Japan Plans to Boost Household Financial Assets' Market Investment Ratio to 40%
0xBroomberg
Japan aims to raise the share of stocks, funds and bonds in household financial assets from 23% to 40% by 2040 — implying over ¥400 trillion must migrate from savings into capital markets, a government-directed rewiring of an entire nation's money habits.
Where does ¥400 trillion come from — and where does it go?
As of end-2025, Japan's household financial assets totalled ¥2,350 trillion (≈$14.5 trillion). Cash and deposits still account for 48.5% — some ¥1,140 trillion.
The government target: lift the combined share of equities, investment trusts and bonds from 23% to 40%. The strategy is expected as early as this summer.
This means → assuming total assets stay flat, over ¥400 trillion needs to move out of bank deposits and into capital markets — roughly 70% of Japan's GDP.
In plain terms = the government has set a "slim-down target" for the nation's savings jar: cut the deposit share from nearly half, and redirect the rest into stocks and funds.
Why is this target so unusual?
Governments typically use tax incentives to nudge households toward investing. Setting an explicit percentage target for household asset allocation is exceptionally rare in policy practice.
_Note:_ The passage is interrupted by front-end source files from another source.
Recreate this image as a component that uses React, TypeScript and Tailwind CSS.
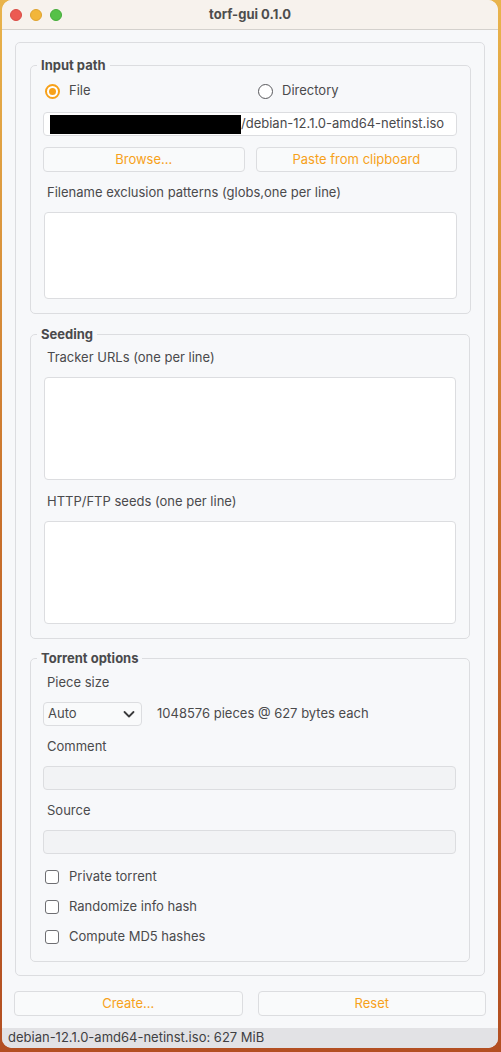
import React from "react";

const font = { fontFamily: "Inter, 'Noto Sans', sans-serif" };

function Label({ children, className = "" }: { children: React.ReactNode; className?: string }) {
  return <div className={`h-[16px] leading-[16px] pl-[4px] text-[13px] text-[#4a4a4c] ${className}`}>{children}</div>;
}

function Group({ title, children, className = "" }: { title: string; children: React.ReactNode; className?: string }) {
  return (
    <fieldset className={`border border-[#dcdde0] rounded-[5px] pl-[12px] pr-[13px] pb-[14px] ${className}`}>
      <legend className="ml-[-6px] px-[4px] h-[16px] leading-[16px] text-[13px] font-bold text-[#4a4a4c]">{title}</legend>
      {children}
    </fieldset>
  );
}

function Checkbox({ label, className = "" }: { label: string; className?: string }) {
  return (
    <div className={`h-[20px] flex items-center ${className}`}>
      <div className="ml-[2px] w-[14px] h-[14px] border-[1.5px] border-[#6e6e72] rounded-[3px] bg-white" />
      <span className="ml-[10px] text-[13px] text-[#4a4a4c]">{label}</span>
    </div>
  );
}

export default function App() {
  return (
    <div
      className="w-[501px] h-[1052px] pl-[2px] pr-[3px] pb-[4px] bg-gradient-to-b from-[#e9b44c] via-[#c8702c] to-[#b34f22]"
      style={font}
    >
      <div className="w-[496px] h-[1048px] rounded-[10px] overflow-hidden flex flex-col bg-[#f7f8fa]">
        {/* title bar */}
        <div className="h-[30px] shrink-0 bg-[#f7f2ed] border-b border-[#d4d1cd] relative flex items-center justify-center">
          <div className="absolute left-[8px] top-[9px] flex gap-[8px]">
            <div className="w-[12px] h-[12px] rounded-full bg-[#ec5a52] border border-[#d84c45]" />
            <div className="w-[12px] h-[12px] rounded-full bg-[#f2b63a] border border-[#dea22f]" />
            <div className="w-[12px] h-[12px] rounded-full bg-[#56c148] border border-[#45ab3a]" />
          </div>
          <span className="text-[13px] font-bold text-[#4d4d4d]">torf-gui 0.1.0</span>
        </div>

        {/* outer panel */}
        <div className="mx-[13px] mt-[12px] border border-[#dcdde0] rounded-[5px] px-[14px] pt-[14px] pb-[13px] flex flex-col">
          <Group title="Input path">
            <div className="mt-[8px] h-[20px] flex items-center">
              <div className="flex items-center w-[215px]">
                <div className="ml-[2px] w-[15px] h-[15px] rounded-full border-[2px] border-[#f7a11a] flex items-center justify-center bg-white">
                  <div className="w-[7px] h-[7px] rounded-full bg-[#f7a11a]" />
                </div>
                <span className="ml-[9px] text-[13px] text-[#4a4a4c]">File</span>
              </div>
              <div className="flex items-center">
                <div className="w-[15px] h-[15px] rounded-full border-[1.5px] border-[#58585c] bg-white" />
                <span className="ml-[9px] text-[13px] text-[#4a4a4c]">Directory</span>
              </div>
            </div>
            <div className="mt-[11px] h-[24px] bg-white border border-[#dcdde0] rounded-[4px] flex items-center pl-[6px] pr-[12px] overflow-hidden">
              <div className="w-[191px] h-[19px] bg-black shrink-0" />
              <span className="text-[13px] text-[#4a4a4c] whitespace-nowrap">/debian-12.1.0-amd64-netinst.iso</span>
            </div>
            <div className="mt-[11px] grid grid-cols-2 gap-[11px]">
              <button className="h-[25px] border border-[#dcdde0] rounded-[4px] bg-[#f9fafb] text-[13px] text-[#f7a11a]">Browse...</button>
              <button className="h-[25px] border border-[#dcdde0] rounded-[4px] bg-[#f9fafb] text-[13px] text-[#f7a11a]">Paste from clipboard</button>
            </div>
            <Label className="mt-[12px]">Filename exclusion patterns (globs,one per line)</Label>
            <div className="mt-[12px] ml-[1px] h-[87px] bg-white border border-[#dcdde0] rounded-[4px]" />
          </Group>

          <Group title="Seeding" className="mt-[12px]">
            <Label className="mt-[7px]">Tracker URLs (one per line)</Label>
            <div className="mt-[12px] ml-[1px] h-[103px] bg-white border border-[#dcdde0] rounded-[4px]" />
            <Label className="mt-[13px]">HTTP/FTP seeds (one per line)</Label>
            <div className="mt-[12px] ml-[1px] h-[103px] bg-white border border-[#dcdde0] rounded-[4px]" />
          </Group>

          <Group title="Torrent options" className="mt-[11px]">
            <Label className="mt-[8px]">Piece size</Label>
            <div className="mt-[12px] h-[24px] flex items-center">
              <div className="w-[99px] h-[24px] border border-[#dcdde0] rounded-[4px] bg-[#f9fafb] flex items-center justify-between pl-[4px] pr-[5px]">
                <span className="text-[13px] text-[#4a4a4c]">Auto</span>
                <svg width="14" height="14" viewBox="0 0 14 14" fill="none">
                  <path d="M2.5 5 L7 9.5 L11.5 5" stroke="#3a3a3c" strokeWidth="1.8" strokeLinecap="round" strokeLinejoin="round" />
                </svg>
              </div>
              <span className="ml-[15px] text-[13px] text-[#4a4a4c]">1048576 pieces @ 627 bytes each</span>
            </div>
            <Label className="mt-[12px]">Comment</Label>
            <div className="mt-[12px] h-[24px] bg-[#f2f3f5] border border-[#dcdde0] rounded-[4px]" />
            <Label className="mt-[12px]">Source</Label>
            <div className="mt-[12px] h-[24px] bg-[#f2f3f5] border border-[#dcdde0] rounded-[4px]" />
            <Checkbox label="Private torrent" className="mt-[13px]" />
            <Checkbox label="Randomize info hash" className="mt-[10px]" />
            <Checkbox label="Compute MD5 hashes" className="mt-[10px]" />
          </Group>
        </div>

        {/* buttons */}
        <div className="mt-[15px] px-[12px] grid grid-cols-2 gap-[15px]">
          <button className="h-[25px] border border-[#dcdde0] rounded-[4px] bg-[#f9fafb] text-[13px] text-[#f7a11a]">Create...</button>
          <button className="h-[25px] border border-[#dcdde0] rounded-[4px] bg-[#f9fafb] text-[13px] text-[#f7a11a]">Reset</button>
        </div>

        <div className="flex-1" />
        <div className="h-[20px] bg-[#e2e2e5] flex items-center pl-[6px]">
          <span className="text-[13px] text-[#3f3f42]">debian-12.1.0-amd64-netinst.iso: 627 MiB</span>
        </div>
      </div>
    </div>
  );
}
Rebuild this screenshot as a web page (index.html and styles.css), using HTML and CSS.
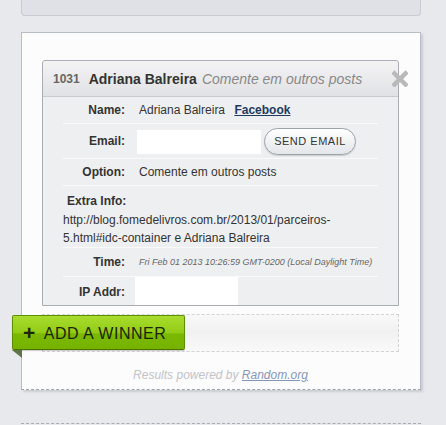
FILE: index.html
```html
<!DOCTYPE html>
<html lang="en">
<head>
  <meta charset="UTF-8">
  <title>Winner</title>
  <link rel="stylesheet" href="styles.css">
</head>
<body>

<div class="top-panel"></div>

<div class="card">
  <div class="entry">
    <div class="entry-head">
      <span class="entry-num">1031</span>
      <span class="entry-name">Adriana Balreira</span>
      <span class="entry-option">Comente em outros posts</span>
    </div>
    <div class="entry-body">
      <div class="row row-name">
        <span class="label">Name:</span>
        <span class="value">Adriana Balreira <a href="#" class="fb">Facebook</a></span>
      </div>
      <div class="row row-email">
        <span class="label">Email:</span>
        <span class="email-box"></span>
        <button class="send">SEND EMAIL</button>
      </div>
      <div class="row row-option">
        <span class="label">Option:</span>
        <span class="value">Comente em outros posts</span>
      </div>
      <div class="row row-extra">
        <div class="extra-label">Extra Info:</div>
        <div class="extra-text">http://blog.fomedelivros.com.br/2013/01/parceiros-5.html#idc-container e Adriana Balreira</div>
      </div>
      <div class="row row-time">
        <span class="label">Time:</span>
        <span class="time">Fri Feb 01 2013 10:26:59 GMT-0200 (Local Daylight Time)</span>
      </div>
      <div class="row row-ip">
        <span class="label">IP Addr:</span>
        <span class="ip-box"></span>
      </div>
    </div>
  </div>
  <svg class="close" width="16" height="17" viewBox="0 0 16 17">
    <path d="M2.5 3.5 L13.5 14.5 M13.5 3.5 L2.5 14.5" stroke="#b9b9b9" stroke-width="4.5" stroke-linecap="square"/>
  </svg>

  <div class="drop">
    <button class="add"><span class="plus">+</span>ADD A WINNER</button>
  </div>

  <p class="powered">Results powered by <a href="#">Random.org</a></p>
</div>

<div class="bottom-line"></div>

</body>
</html>
```

FILE: styles.css
```css
body {
  margin: 0;
  background: #e8e9ec;
  font-family: Arial, "Liberation Sans", sans-serif;
  color: #333;
}
.top-panel {
  margin: 0 25px 0 21px;
  height: 15px;
  background: #e0e1e6;
  border: 1px solid #c8cbd4;
  border-top: none;
  border-radius: 0 0 4px 4px;
}
.card {
  position: relative;
  margin: 16px 25px 0 21px;
  width: 357px;
  background: #fcfcfc;
  border: 1px solid #b8bcc7;
  border-bottom: 1px dashed #9ea2ad;
  box-shadow: 2px 2px 2px rgba(0, 0, 0, 0.12);
  padding: 27px 21px 0 20px;
}
.entry {
  border: 1px solid #a9acb3;
  border-radius: 3px 3px 0 0;
  background: #eeeff1;
}
.entry-head {
  height: 35px;
  display: flex;
  align-items: center;
  padding-left: 10px;
  background: linear-gradient(#f3f3f4, #e1e2e5);
  border-bottom: 1px solid #c9cacd;
  border-radius: 3px 3px 0 0;
  white-space: nowrap;
}
.entry-num {
  font-size: 12px;
  font-weight: bold;
  color: #666;
  margin-right: 9px;
}
.entry-name {
  font-size: 14px;
  font-weight: bold;
  color: #333;
  margin-right: 5px;
}
.entry-option {
  font-size: 14px;
  font-style: italic;
  color: #888;
}
.entry-body {
  height: 208px;
  overflow: hidden;
}
.row {
  margin: 0 20px;
  display: flex;
  align-items: center;
  border-bottom: 1px solid #fafafb;
  font-size: 12px;
}
.label {
  width: 62px;
  text-align: right;
  font-weight: bold;
  margin-right: 14px;
  flex: none;
}
.row-name { height: 26px; }
.row-email { height: 34px; }
.row-option { height: 26px; }
.row-extra {
  height: 62px;
  display: block;
  padding-top: 8px;
  box-sizing: border-box;
}
.row-time { height: 28px; }
.row-ip { height: 30px; align-items: flex-start; }
.row-ip .label { margin-top: 8px; margin-right: 10px; }
.fb {
  color: #1f3a5f;
  font-weight: bold;
  text-decoration: underline;
  margin-left: 6px;
}
.email-box {
  width: 124px;
  height: 24px;
  background: #fff;
  margin-left: -2px;
  margin-top: 2px;
}
.send {
  margin-left: 3px;
  width: 92px;
  height: 27px;
  border: 1px solid #9ca1ac;
  border-radius: 14px;
  background: linear-gradient(#ffffff, #e3e5e9);
  box-shadow: 0 1px 1px rgba(0, 0, 0, 0.15);
  font-family: Arial, "Liberation Sans", sans-serif;
  font-size: 11px;
  letter-spacing: 0.5px;
  color: #333;
  padding: 0;
}
.extra-label {
  font-weight: bold;
  padding-left: 4px;
  line-height: 14px;
}
.extra-text {
  line-height: 18px;
  margin-top: 3px;
  word-break: break-all;
  padding-right: 40px;
}
.time {
  font-size: 9px;
  font-style: italic;
  color: #666;
}
.ip-box {
  width: 103px;
  height: 30px;
  background: #fff;
}
.close {
  position: absolute;
  left: 370px;
  top: 37px;
}
.drop {
  position: relative;
  margin-top: 8px;
  height: 36px;
  border: 1px dashed #d3d3d6;
  background: linear-gradient(#f9f9f9, #f1f1f2 45%, #f9f9f9);
}
.add {
  position: absolute;
  left: -31px;
  top: 0;
  width: 173px;
  height: 35px;
  border: 1px solid #5d8f05;
  border-bottom-color: #4a7400;
  border-radius: 2px;
  background: linear-gradient(#a8dc2e, #93cc16 50%, #7bb800 55%, #76b300);
  color: #1a2608;
  font-family: Arial, "Liberation Sans", sans-serif;
  font-size: 16px;
  letter-spacing: 0.5px;
  text-align: left;
  padding: 0 0 0 10px;
  box-shadow: 0 1px 1px rgba(0, 0, 0, 0.2);
}
.add::after {
  content: "";
  position: absolute;
  left: -1px;
  top: 34px;
  border-top: 8px solid #5f7548;
  border-left: 10px solid transparent;
}
.plus {
  font-weight: bold;
  font-size: 21px;
  margin-right: 8px;
  vertical-align: -1px;
}
.powered {
  margin: 0;
  height: 37px;
  line-height: 46px;
  text-align: center;
  font-size: 12px;
  font-style: italic;
  color: #c2c3c9;
}
.powered a {
  color: #8597b8;
}
.bottom-line {
  margin: 33px 25px 0 21px;
  border-top: 1px dashed #a8abb4;
}
```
The strategy ties into Prime Minister Sanae Takaichi's broader push to channel investment into 17 strategic sectors including AI.
This reflects a deeper anxiety: under decades of near-zero rates, Japan's massive savings neither beat inflation for households nor flowed into the risk capital that industry upgrading demands.
How will the money be channelled into markets?
Demand side: the government plans a dedicated framework for publicly offered funds investing in private-market assets such as unlisted equity, modelled on the EU's ELTIF — a European Long-Term Investment Fund structure that gives retail investors access to private-equity-style assets.
Supply side: easing corporate-bond issuance rules and pushing asset managers to improve operational efficiency — so there are actually more products for households to buy.
This means → Japan is trying to unblock both ends at once: making people *willing* to invest, and giving them *something worth investing in*.
How will the role of banks change?
The government plans to raise the voting-rights-based investment cap for bank subsidiaries from the current 5% to 100%, applicable to scenarios such as management buyouts.
In plain terms = banks were previously limited to tiny voting stakes in any single company. Under the new rules, they could take full control — clearing the way for banks to play a deep role in M&A and corporate restructuring.
Separately, a review of information-sharing firewall rules between banks and securities firms will begin this fiscal year, alongside a study of integrated holding-company structures.
Related legal amendments are expected to go before the 2027 ordinary Diet session.
What is new on fintech regulation?
Japan's Financial Services Agency will launch an on-chain finance forum this summer, opening public-private consultation on regulatory frameworks for blockchain applications and AI-era market oversight.
It will also study measures to counter AI-driven cyberattack risks — the first time the regulator has folded AI security into financial-infrastructure policy.
This reflects Japan's regulatory logic: opening investment channels is only half the job — building a risk-control framework for new technologies must happen in parallel.
Can Japan actually hit this target?
Moving from 23% to 40% gives Japan a 15-year window, but the barriers are real: Japanese households' savings preference is deeply entrenched, with nearly half of assets parked in bank accounts for decades.
The government itself acknowledges that success depends on three things advancing in lockstep: product supply, tax incentives and investor education.
In plain terms = setting a number is the easy part. The hard part is making ordinary people feel that investing beats saving — and that takes products, policy and a shift in mindset, all at once.
Content is for reference only, not financial advice.